東京大学前期入学試験日本史第3問
小田原・足柄を主題にした学生の卒業論文に学ぶ会を毎年主催している方より興味深い情報提供を受けました。
井上三男さんと言って元ソキアの測量技術者です。今年はZoomでの会議となったとのことです。
神奈川県西部を流れる酒匂川のことが東大の前期日本史の試験に出ていると参加者から教えてもらったとのことです。
試験問題のコピーを送ってくれました。結構考えさせられる問題です。いかに試験問題を記します。
次の(1)~(4)の文章を読んで,下記の設問A・Bに答えなさい。
(1)1707年に富士山が大噴火して広範囲に砂(火山灰)が降り,砂はさらに川に流れ込んで大金被害をもたらした。
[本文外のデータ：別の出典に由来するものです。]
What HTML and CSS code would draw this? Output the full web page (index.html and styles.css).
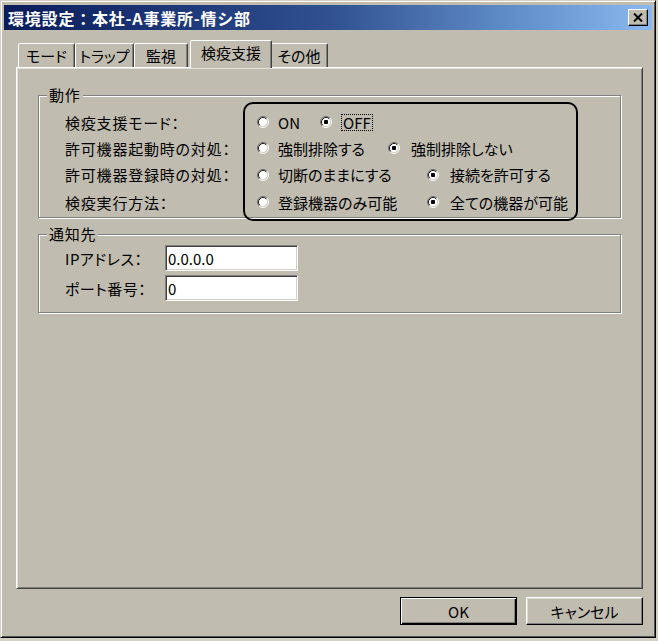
FILE: index.html
```html
<!DOCTYPE html>
<html lang="ja">
<head>
<meta charset="utf-8">
<title>環境設定</title>
<link rel="stylesheet" href="styles.css">
</head>
<body>
<svg class="defs" width="0" height="0" aria-hidden="true">
  <defs>
    <symbol id="r-off" viewBox="0 0 12 12">
      <circle cx="6" cy="6" r="4.5" fill="#fff"/>
      <path d="M2.11 9.89A5.5 5.5 0 0 1 9.89 2.11" stroke="#707070" fill="none"/>
      <path d="M9.89 2.11A5.5 5.5 0 0 1 2.11 9.89" stroke="#fff" fill="none"/>
      <path d="M2.82 9.18A4.5 4.5 0 0 1 9.18 2.82" stroke="#202020" fill="none"/>
      <path d="M9.18 2.82A4.5 4.5 0 0 1 2.82 9.18" stroke="#d4d0c8" fill="none"/>
    </symbol>
    <symbol id="r-on" viewBox="0 0 12 12">
      <circle cx="6" cy="6" r="4.5" fill="#fff"/>
      <path d="M2.11 9.89A5.5 5.5 0 0 1 9.89 2.11" stroke="#707070" fill="none"/>
      <path d="M9.89 2.11A5.5 5.5 0 0 1 2.11 9.89" stroke="#fff" fill="none"/>
      <path d="M2.82 9.18A4.5 4.5 0 0 1 9.18 2.82" stroke="#202020" fill="none"/>
      <path d="M9.18 2.82A4.5 4.5 0 0 1 2.82 9.18" stroke="#d4d0c8" fill="none"/>
      <rect x="4" y="4" width="4" height="4" rx="1" fill="#000"/>
    </symbol>
  </defs>
</svg>
<div class="window">
  <div class="titlebar">
    <span class="title">環境設定：本社-A事業所-情シ部</span>
    <span class="close"><svg width="10" height="9" viewBox="0 0 10 9"><path d="M1 0.5L9 8.5M9 0.5L1 8.5" stroke="#000" stroke-width="2"/></svg></span>
  </div>
  <div class="tabs">
    <div class="tab t1">モード</div>
    <div class="tab t2">トラップ</div>
    <div class="tab t3">監視</div>
    <div class="tab active">検疫支援</div>
    <div class="tab t5">その他</div>
  </div>
  <div class="panel">
    <div class="group g1">
      <span class="legend">動作</span>
      <div class="g1-body">
        <div class="labels">
          <div class="row r1">検疫支援モード：</div>
          <div class="row r2">許可機器起動時の対処：</div>
          <div class="row r3">許可機器登録時の対処：</div>
          <div class="row r4">検疫実行方法：</div>
        </div>
        <div class="choicebox">
          <div class="row r1">
            <span class="opt w1"><svg class="radio"><use href="#r-off"/></svg><span>ON</span></span>
            <span class="opt"><svg class="radio wide"><use href="#r-on"/></svg><span class="focus">OFF</span></span>
          </div>
          <div class="row r2">
            <span class="opt w2"><svg class="radio"><use href="#r-off"/></svg><span>強制排除する</span></span>
            <span class="opt"><svg class="radio wide"><use href="#r-on"/></svg><span>強制排除しない</span></span>
          </div>
          <div class="row r3">
            <span class="opt w3"><svg class="radio"><use href="#r-off"/></svg><span>切断のままにする</span></span>
            <span class="opt"><svg class="radio wide"><use href="#r-on"/></svg><span>接続を許可する</span></span>
          </div>
          <div class="row r4">
            <span class="opt w3"><svg class="radio"><use href="#r-off"/></svg><span>登録機器のみ可能</span></span>
            <span class="opt"><svg class="radio wide"><use href="#r-on"/></svg><span>全ての機器が可能</span></span>
          </div>
        </div>
      </div>
    </div>
    <div class="group g2">
      <span class="legend">通知先</span>
      <div class="field"><span class="flabel">IPアドレス：</span><input class="text" type="text" value="0.0.0.0"></div>
      <div class="field"><span class="flabel">ポート番号：</span><input class="text" type="text" value="0"></div>
    </div>
  </div>
  <div class="buttons">
    <button class="btn default">OK</button>
    <button class="btn">キャンセル</button>
  </div>
</div>
</body>
</html>
```
FILE: styles.css
```css
* { box-sizing: border-box; }
html, body { margin: 0; padding: 0; }
body {
  width: 658px;
  height: 641px;
  overflow: hidden;
  background: #d4d0c8;
  font-family: "Noto Sans CJK JP", "Noto Sans", sans-serif;
  font-size: 15px;
  line-height: 17px;
  color: #000;
  font-feature-settings: "palt";
}
.defs { position: absolute; width: 0; height: 0; }

.window {
  width: 656px;
  height: 638px;
  background: #c0bcb0;
  border: 1px solid;
  border-color: #d4d0c8 #000 #000 #d4d0c8;
  box-shadow: inset 1px 1px #fff, inset -1px -1px #555;
  padding: 4px 3px 0 3px;
  display: flex;
  flex-direction: column;
}

.titlebar {
  height: 25px;
  flex: none;
  display: flex;
  align-items: center;
  justify-content: space-between;
  padding: 0 4px 0 4px;
  background: linear-gradient(to right, #0a1c5a 0%, #1c3676 25%, #30508f 50%, #5a86c2 75%, #8ab8ee 100%);
  color: #fff;
}
.title {
  font-weight: 700;
  font-size: 16px;
  letter-spacing: 0.8px;
  line-height: 18px;
  font-feature-settings: normal;
}
.close {
  width: 20px;
  height: 17px;
  background: #c0bcb0;
  border: 1px solid;
  border-color: #fff #000 #000 #fff;
  box-shadow: inset -1px -1px #808080;
  display: flex;
  align-items: center;
  justify-content: center;
}

.tabs {
  display: flex;
  align-items: flex-end;
  height: 27px;
  margin: 10px 0 0 14px;
  position: relative;
  z-index: 1;
  flex: none;
}
.tab {
  height: 24px;
  border: 1px solid;
  border-bottom: none;
  border-color: #fff #404040 transparent #fff;
  box-shadow: inset -1px 0 #808080;
  border-radius: 2px 2px 0 0;
  display: flex;
  justify-content: center;
  align-items: center;
  padding-bottom: 1px;
  background: #c0bcb0;
  white-space: nowrap;
}
.t1 { width: 57px; }
.t2 { width: 59px; }
.t3 { width: 54px; }
.tab.active {
  width: 82px;
  height: 28px;
  margin: 0 -2px -1px 2px;
  position: relative;
  z-index: 2;
  padding-bottom: 5px;
}
.t5 { width: 58px; }

.panel {
  position: relative;
  z-index: 0;
  margin-left: 12px;
  width: 627px;
  height: 522px;
  flex: none;
  border: 1px solid;
  border-color: #fff #404040 #404040 #fff;
  box-shadow: inset 1px 1px #e4e1d9, inset -1px -1px #808080;
  padding: 27px 21px 0 21px;
}

.group {
  position: relative;
  border: 1px solid #808080;
  box-shadow: inset 1px 1px #fff, 1px 1px #fff;
}
.legend {
  position: absolute;
  top: -9px;
  left: 8px;
  padding: 0 2px;
  line-height: 16px;
  letter-spacing: 0.8px;
  background: #c0bcb0;
}

.g1 { padding: 6px 0 0 26px; }
.g1-body { display: flex; }
.labels {
  width: 178px;
  padding-top: 7px;
  letter-spacing: 0.8px;
}
.row {
  display: flex;
  align-items: center;
  white-space: nowrap;
}
.r1 { height: 26px; }
.r2 { height: 26px; }
.r3 { height: 27px; }
.r4 { height: 28px; }

.choicebox {
  width: 335px;
  height: 119px;
  border: 2px solid #000;
  border-radius: 10px;
  padding: 5px 0 0 12px;
  margin-bottom: -4px;
}
.opt {
  display: flex;
  align-items: center;
  white-space: nowrap;
}
.radio {
  width: 12px;
  height: 12px;
  flex: none;
  margin-right: 9px;
}
.radio.wide { margin-right: 11px; }
.w1 { width: 63px; }
.w2 { width: 131px; }
.w3 { width: 170px; }
.focus {
  border: 1px dotted #000;
  padding: 0 1px;
  margin-left: -2px;
  line-height: 15px;
}

.g2 {
  margin-top: 16px;
  padding: 10px 0 11px 26px;
}
.field {
  display: flex;
  align-items: center;
}
.field + .field { margin-top: 4px; }
.flabel { width: 100px; letter-spacing: 0.5px; }
.text {
  width: 133px;
  height: 26px;
  margin: 0;
  padding: 0 2px;
  border: 1px solid;
  border-color: #808080 #fff #fff #808080;
  box-shadow: inset 1px 1px #404040, inset -1px -1px #d4d0c8;
  background: #fff;
  font: inherit;
  color: #000;
  outline: none;
}

.buttons {
  display: flex;
  justify-content: flex-end;
  gap: 9px;
  margin-top: 8px;
  padding-right: 9px;
  flex: none;
}
.btn {
  width: 117px;
  height: 28px;
  margin: 0;
  padding: 0;
  font: inherit;
  color: #000;
  background: #c0bcb0;
  border: 1px solid;
  border-color: #fff #000 #000 #fff;
  box-shadow: inset -1px -1px #808080, inset 1px 1px #dcd9d0;
}
.btn.default {
  border-color: #000;
  box-shadow: inset 1px 1px #fff, inset -1px -1px #000, inset -2px -2px #808080;
}
```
幕府は,砂除川浚奉行を任命するととともに,「近年出費がかさんでおり,砂が積もった村々の御救も必要」として,全国の村々から「諸国高役金」を徴収した。
(2)豊かな足柄平野を潤す酒匂川では,上流から砂が流れ込んで堆積し,氾濫の危険性が高まっていた。幕府は他地域の大名にも費用を分担させ,最も危険な箇所を補強する工事を緊急に行ったが,砂の除去が不十分で堤が切れ,下流域で洪水が繰り返された。
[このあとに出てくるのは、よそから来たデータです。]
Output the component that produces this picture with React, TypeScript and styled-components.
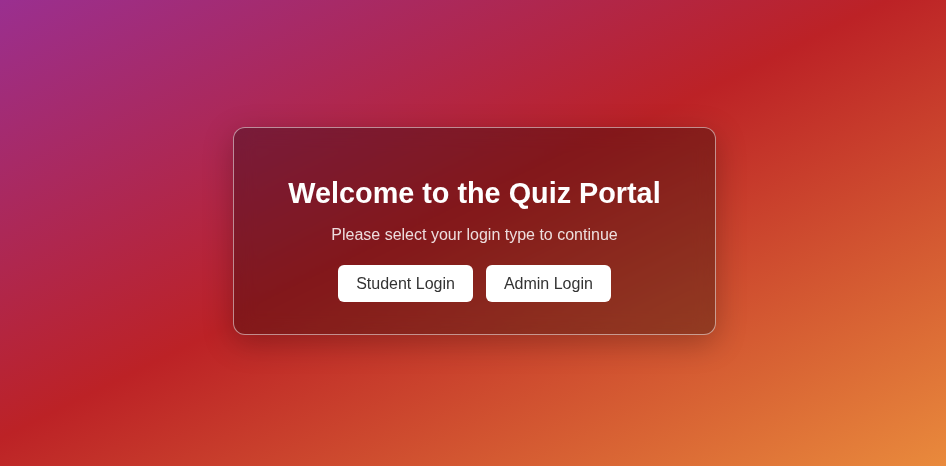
import styled, {createGlobalStyle} from 'styled-components'

const GlobalStyle = createGlobalStyle`
  * { box-sizing: border-box; }
  html, body, #root { margin: 0; padding: 0; height: 100%; }
  body {
    font-family: "Liberation Sans", Arial, sans-serif;
  }
`

function App() {
  return (
    <>
      <GlobalStyle />
      <Page>
        <Card>
          <Title>Welcome to the Quiz Portal</Title>
          <Subtitle>Please select your login type to continue</Subtitle>
          <ButtonRow>
            <LoginButton>Student Login</LoginButton>
            <LoginButton>Admin Login</LoginButton>
          </ButtonRow>
        </Card>
      </Page>
    </>
  )
}

const Page = styled.div`
  min-height: 100vh;
  display: flex;
  align-items: center;
  justify-content: center;
  background: linear-gradient(to bottom right, #9a2f90 0%, #bc2226 47%, #e98a3c 100%);
`

const Card = styled.div`
  width: 483px;
  margin-top: -5px;
  margin-left: 3px;
  padding: 49px 20px 32px;
  border: 1px solid rgba(255, 255, 255, 0.5);
  border-radius: 12px;
  background: rgba(0, 0, 0, 0.3);
  backdrop-filter: blur(10px);
  box-shadow: 0 8px 30px rgba(0, 0, 0, 0.25);
  text-align: center;
  color: #fff;
`

const Title = styled.h1`
  margin: 0 0 16px;
  font-size: 28.8px;
  line-height: 33px;
  font-weight: bold;
`

const Subtitle = styled.p`
  margin: 0 0 21px;
  font-size: 16px;
  line-height: 18px;
  color: rgba(255, 255, 255, 0.85);
`

const ButtonRow = styled.div`
  display: flex;
  justify-content: center;
  gap: 13px;
`

const LoginButton = styled.button`
  border: none;
  background: #fff;
  color: #333;
  font-family: "Liberation Sans", Arial, sans-serif;
  font-size: 16px;
  line-height: 17px;
  padding: 10px 18px;
  border-radius: 6px;
  cursor: pointer;
`

export default App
(3)砂が最も深く積もったのは,酒匂川上流の冷涼な富士山ろくの村々であった。砂除には莫大な費用が見込まれたが,幕府からの手当てはわずかであり,一部の田畑を潰して砂を捨てていた。後には砂を流す開削費用が支給されるようになったものの,捨てた砂は酒匂川に流れ込み,下流部に堆積してしまった。
(4)幕府に上納された約49万両の「諸国高役金」のうち,被災地の救済に使われたことがはっきりしているのは6万両余にすぎなかった。その6万両の大半は酒匂川の工事にあてられた。
設問
A 幕府が(1)(4)のような対応をとる背景となった17世紀後半以降の幕府財政上の問題について,2行以内で述べなさい。
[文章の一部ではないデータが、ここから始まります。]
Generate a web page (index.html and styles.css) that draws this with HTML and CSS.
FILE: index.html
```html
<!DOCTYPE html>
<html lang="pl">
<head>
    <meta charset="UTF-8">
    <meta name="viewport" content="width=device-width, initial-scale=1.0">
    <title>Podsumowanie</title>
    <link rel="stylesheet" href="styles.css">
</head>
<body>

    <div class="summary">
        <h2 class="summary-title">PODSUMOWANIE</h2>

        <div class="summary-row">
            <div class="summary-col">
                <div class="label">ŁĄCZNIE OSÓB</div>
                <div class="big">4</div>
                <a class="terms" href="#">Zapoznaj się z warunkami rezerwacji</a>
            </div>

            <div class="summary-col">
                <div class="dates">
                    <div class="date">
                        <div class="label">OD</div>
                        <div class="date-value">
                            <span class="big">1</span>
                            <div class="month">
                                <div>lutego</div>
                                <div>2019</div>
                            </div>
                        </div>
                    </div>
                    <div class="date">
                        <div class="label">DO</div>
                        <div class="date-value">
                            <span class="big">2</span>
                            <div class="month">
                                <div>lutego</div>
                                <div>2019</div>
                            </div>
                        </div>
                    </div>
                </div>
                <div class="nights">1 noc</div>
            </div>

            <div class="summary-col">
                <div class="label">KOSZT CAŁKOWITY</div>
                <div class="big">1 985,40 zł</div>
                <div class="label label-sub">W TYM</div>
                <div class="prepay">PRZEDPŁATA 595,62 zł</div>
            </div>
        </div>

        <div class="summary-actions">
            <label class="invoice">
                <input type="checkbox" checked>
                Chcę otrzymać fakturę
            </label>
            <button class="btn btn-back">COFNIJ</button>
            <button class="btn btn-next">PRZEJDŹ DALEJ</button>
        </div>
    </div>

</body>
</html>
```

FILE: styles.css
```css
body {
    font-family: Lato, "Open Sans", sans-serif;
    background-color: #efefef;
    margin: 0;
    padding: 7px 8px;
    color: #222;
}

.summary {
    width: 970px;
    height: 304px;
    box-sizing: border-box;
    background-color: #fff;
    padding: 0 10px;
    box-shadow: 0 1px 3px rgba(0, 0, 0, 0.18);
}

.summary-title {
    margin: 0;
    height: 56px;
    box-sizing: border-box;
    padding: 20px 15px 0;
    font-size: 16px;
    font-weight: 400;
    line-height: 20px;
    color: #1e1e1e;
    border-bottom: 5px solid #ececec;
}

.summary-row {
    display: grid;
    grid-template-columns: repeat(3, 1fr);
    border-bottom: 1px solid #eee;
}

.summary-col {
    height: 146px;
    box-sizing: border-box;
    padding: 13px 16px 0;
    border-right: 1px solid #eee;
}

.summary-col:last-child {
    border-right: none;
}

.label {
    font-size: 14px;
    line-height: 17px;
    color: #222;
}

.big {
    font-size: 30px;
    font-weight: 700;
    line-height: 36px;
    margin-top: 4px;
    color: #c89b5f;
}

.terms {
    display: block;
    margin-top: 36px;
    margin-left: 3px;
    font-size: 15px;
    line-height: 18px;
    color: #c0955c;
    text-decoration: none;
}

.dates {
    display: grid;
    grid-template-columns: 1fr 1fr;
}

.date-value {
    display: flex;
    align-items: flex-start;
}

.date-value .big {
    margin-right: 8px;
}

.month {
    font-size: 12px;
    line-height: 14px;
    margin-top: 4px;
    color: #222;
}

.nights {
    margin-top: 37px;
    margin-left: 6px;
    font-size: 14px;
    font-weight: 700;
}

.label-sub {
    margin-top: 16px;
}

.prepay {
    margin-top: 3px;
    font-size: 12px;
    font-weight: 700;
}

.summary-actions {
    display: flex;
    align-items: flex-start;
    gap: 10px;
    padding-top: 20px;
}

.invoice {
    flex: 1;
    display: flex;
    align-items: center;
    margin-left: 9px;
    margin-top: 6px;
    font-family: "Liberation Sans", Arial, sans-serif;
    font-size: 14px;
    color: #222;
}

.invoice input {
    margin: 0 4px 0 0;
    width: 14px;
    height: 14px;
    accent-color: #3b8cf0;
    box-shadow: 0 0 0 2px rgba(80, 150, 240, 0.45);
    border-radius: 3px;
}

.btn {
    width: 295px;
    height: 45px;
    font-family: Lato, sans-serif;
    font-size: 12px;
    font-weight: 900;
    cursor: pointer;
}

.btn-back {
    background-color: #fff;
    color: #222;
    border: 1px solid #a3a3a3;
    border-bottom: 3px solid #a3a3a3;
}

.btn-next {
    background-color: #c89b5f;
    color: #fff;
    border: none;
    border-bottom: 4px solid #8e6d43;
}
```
B 被災地の救済に当たって幕府はそのような方針をとり,それにはどのようなもんだいがあったか。(2)(3)のような対応が異なる理由に注意して,3行以内で述べなさい。
指示された1行の文字数は不明です。試験を受けている訳ではありませんので字数にこだわらなくても良いと思います。
今からでも東大に入りたいと思っている方是非お考え下さい。私も熟考してみます。
そのうち私の答案をアップします。正直言って受験生でなくてよかったと思ってます。
私の時代の歴史の試験はもう少し暗記重視だったような覚えがあります。考えさせる傾向が強まってます。